What you need to do:
For each line in the data below that holds "index", return a copy.

Supplied data:
____

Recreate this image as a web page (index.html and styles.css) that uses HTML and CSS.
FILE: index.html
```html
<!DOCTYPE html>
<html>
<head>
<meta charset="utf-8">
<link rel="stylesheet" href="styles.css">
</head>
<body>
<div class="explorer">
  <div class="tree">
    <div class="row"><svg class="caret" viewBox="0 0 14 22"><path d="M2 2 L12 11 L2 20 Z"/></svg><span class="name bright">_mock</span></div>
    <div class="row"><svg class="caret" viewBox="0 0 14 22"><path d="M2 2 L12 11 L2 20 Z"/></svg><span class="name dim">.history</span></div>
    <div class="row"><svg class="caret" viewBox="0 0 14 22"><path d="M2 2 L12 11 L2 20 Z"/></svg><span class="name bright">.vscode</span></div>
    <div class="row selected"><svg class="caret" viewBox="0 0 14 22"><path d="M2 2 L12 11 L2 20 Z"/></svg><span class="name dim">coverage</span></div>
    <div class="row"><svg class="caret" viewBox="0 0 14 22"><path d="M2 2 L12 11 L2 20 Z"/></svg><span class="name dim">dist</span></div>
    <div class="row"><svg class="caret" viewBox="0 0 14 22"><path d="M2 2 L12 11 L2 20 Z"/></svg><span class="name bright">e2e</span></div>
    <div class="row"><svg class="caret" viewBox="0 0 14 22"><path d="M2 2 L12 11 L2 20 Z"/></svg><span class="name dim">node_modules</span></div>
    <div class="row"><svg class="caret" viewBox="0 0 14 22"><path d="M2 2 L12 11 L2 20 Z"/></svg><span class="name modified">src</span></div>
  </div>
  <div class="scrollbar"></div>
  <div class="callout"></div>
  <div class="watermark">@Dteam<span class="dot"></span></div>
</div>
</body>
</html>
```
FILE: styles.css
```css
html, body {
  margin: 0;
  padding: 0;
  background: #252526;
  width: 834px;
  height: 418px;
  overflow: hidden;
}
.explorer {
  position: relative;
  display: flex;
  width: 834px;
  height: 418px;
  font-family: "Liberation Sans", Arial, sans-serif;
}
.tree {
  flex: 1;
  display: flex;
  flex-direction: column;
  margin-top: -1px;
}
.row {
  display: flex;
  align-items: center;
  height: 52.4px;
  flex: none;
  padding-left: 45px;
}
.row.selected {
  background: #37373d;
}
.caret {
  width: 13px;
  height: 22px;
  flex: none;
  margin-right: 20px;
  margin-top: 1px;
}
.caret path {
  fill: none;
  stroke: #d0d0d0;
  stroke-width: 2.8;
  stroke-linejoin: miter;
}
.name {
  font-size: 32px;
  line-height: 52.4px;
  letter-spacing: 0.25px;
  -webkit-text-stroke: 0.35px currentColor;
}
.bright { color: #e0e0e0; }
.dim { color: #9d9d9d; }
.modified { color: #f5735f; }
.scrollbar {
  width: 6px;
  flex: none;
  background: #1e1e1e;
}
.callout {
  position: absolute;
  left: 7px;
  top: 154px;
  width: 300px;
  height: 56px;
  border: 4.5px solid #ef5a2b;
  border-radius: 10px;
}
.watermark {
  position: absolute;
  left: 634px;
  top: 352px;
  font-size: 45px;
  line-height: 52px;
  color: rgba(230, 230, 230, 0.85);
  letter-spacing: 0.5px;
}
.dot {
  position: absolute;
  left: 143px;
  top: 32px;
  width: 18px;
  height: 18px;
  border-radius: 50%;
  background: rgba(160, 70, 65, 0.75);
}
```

____

Worked answer:
Recreate this image as a web page (index.html and styles.css) that uses HTML and CSS.
FILE: index.html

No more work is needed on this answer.